UI Frameworks: React for component management, Tailwind CSS for lightweight styling, and Radix UI for accessible primitives (Sliders for progress bars).

Application Layer

Data Fetching Layer: TanStack Query manages API state. It handles "Stale-While-Revalidate" patterns for podcast feeds. Parallel requests are used to fetch the current episode's metadata and the user's playback history simultaneously.

State Management Layer: Zustand manages the global Audio State (playing, paused, current time, volume). This is preferred over Redux for its lower boilerplate and ease of use outside of React components (e.g., inside the Audio Engine service).

Routing: Nested routing allows the Podcast Detail page to persist the episode list while viewing a specific episode's show notes in a slide-over/modal.

Domain Layer

Business Rules:

Playback Logic: If remaining_time < 5s, mark episode as "Finished".

Download Logic: Only allow downloads on Wi-Fi (optional setting).

Entities: Podcast, Episode, PlaybackSession, UserPreferences.

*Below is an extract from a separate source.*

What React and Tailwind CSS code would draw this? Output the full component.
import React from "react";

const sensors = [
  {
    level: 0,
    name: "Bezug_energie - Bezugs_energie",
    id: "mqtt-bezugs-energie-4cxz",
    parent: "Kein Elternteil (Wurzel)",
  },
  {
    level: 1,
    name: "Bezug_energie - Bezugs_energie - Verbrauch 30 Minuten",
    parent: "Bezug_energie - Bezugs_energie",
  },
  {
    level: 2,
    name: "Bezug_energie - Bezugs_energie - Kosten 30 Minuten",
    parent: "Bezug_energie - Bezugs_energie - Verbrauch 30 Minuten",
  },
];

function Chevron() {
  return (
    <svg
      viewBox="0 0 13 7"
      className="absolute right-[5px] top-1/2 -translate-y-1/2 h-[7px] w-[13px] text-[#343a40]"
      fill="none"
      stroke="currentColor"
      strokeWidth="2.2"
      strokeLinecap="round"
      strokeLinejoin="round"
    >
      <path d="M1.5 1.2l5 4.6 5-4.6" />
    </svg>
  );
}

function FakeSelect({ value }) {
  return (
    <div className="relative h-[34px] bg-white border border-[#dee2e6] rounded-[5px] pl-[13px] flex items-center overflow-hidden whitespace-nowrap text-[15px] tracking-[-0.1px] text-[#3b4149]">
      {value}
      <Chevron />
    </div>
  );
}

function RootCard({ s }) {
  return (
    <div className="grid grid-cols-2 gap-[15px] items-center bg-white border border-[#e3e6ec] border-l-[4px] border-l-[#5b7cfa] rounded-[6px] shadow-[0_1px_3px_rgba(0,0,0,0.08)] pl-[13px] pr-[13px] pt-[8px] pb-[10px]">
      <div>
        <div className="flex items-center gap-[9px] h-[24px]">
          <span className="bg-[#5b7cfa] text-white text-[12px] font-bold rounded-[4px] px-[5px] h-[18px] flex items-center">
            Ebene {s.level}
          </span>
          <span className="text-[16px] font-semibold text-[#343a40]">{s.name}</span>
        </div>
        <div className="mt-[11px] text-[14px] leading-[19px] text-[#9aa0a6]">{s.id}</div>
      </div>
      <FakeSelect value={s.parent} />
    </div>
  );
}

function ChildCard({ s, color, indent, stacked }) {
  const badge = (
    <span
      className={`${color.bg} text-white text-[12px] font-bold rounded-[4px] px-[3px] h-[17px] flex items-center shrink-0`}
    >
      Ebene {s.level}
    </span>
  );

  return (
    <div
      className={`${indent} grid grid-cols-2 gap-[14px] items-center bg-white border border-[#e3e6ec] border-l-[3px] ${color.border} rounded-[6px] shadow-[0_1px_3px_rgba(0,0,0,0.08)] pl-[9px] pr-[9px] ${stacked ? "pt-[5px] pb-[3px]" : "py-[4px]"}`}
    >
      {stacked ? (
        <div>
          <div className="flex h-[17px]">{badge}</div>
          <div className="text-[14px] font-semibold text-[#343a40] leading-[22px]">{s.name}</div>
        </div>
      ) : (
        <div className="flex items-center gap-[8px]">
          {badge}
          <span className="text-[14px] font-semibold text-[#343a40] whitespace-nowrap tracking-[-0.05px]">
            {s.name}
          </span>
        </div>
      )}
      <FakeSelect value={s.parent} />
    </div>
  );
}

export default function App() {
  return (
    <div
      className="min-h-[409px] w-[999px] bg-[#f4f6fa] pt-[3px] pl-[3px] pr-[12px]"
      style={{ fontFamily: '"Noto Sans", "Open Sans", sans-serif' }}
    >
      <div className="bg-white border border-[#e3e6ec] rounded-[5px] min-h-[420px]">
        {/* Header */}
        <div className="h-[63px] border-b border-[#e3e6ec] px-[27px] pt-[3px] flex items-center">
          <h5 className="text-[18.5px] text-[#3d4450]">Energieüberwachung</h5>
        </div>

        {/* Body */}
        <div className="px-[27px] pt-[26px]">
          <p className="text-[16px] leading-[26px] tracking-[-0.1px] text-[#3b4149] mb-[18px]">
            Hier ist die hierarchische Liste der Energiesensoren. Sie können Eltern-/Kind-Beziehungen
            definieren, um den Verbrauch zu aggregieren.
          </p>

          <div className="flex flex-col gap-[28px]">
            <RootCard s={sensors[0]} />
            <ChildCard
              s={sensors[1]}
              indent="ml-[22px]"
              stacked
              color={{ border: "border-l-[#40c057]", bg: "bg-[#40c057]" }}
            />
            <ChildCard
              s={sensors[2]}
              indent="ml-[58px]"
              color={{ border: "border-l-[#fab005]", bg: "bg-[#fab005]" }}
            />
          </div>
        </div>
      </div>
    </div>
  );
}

Mapping: API DTOs are mapped to Domain Models to decouple the frontend from backend RSS-parsing quirks (e.g., normalizing different date formats from various RSS generators).

Infrastructure Layer

API / Network: Standard REST API for metadata. Audio is streamed via progressive GET requests with Range header support for seeking.

Storage:

IndexedDB: Stores episode metadata and "User Progress" for offline retrieval.

Cache API: Managed by a Service Worker (Workbox) to store the actual .mp3 or .m4a blobs. This allows the app to serve audio files directly from the local cache when offline.

Wrap Up

Wrap-up

Trade-offs: We chose progressive downloads over HLS/DASH for MVP. While HLS handles adaptive bitrate better, progressive downloads are significantly easier to implement for offline caching and seeking in a v1.

Scalability: As the library grows, virtualization (e.g., react-window) will be critical for the "All Episodes" list to maintain 60fps scrolling.

Future-proofing: The architecture allows for a seamless transition to a "Native Wrapper" (Capacitor/Electron) because the core logic is decoupled from the DOM in the Domain/Application layers.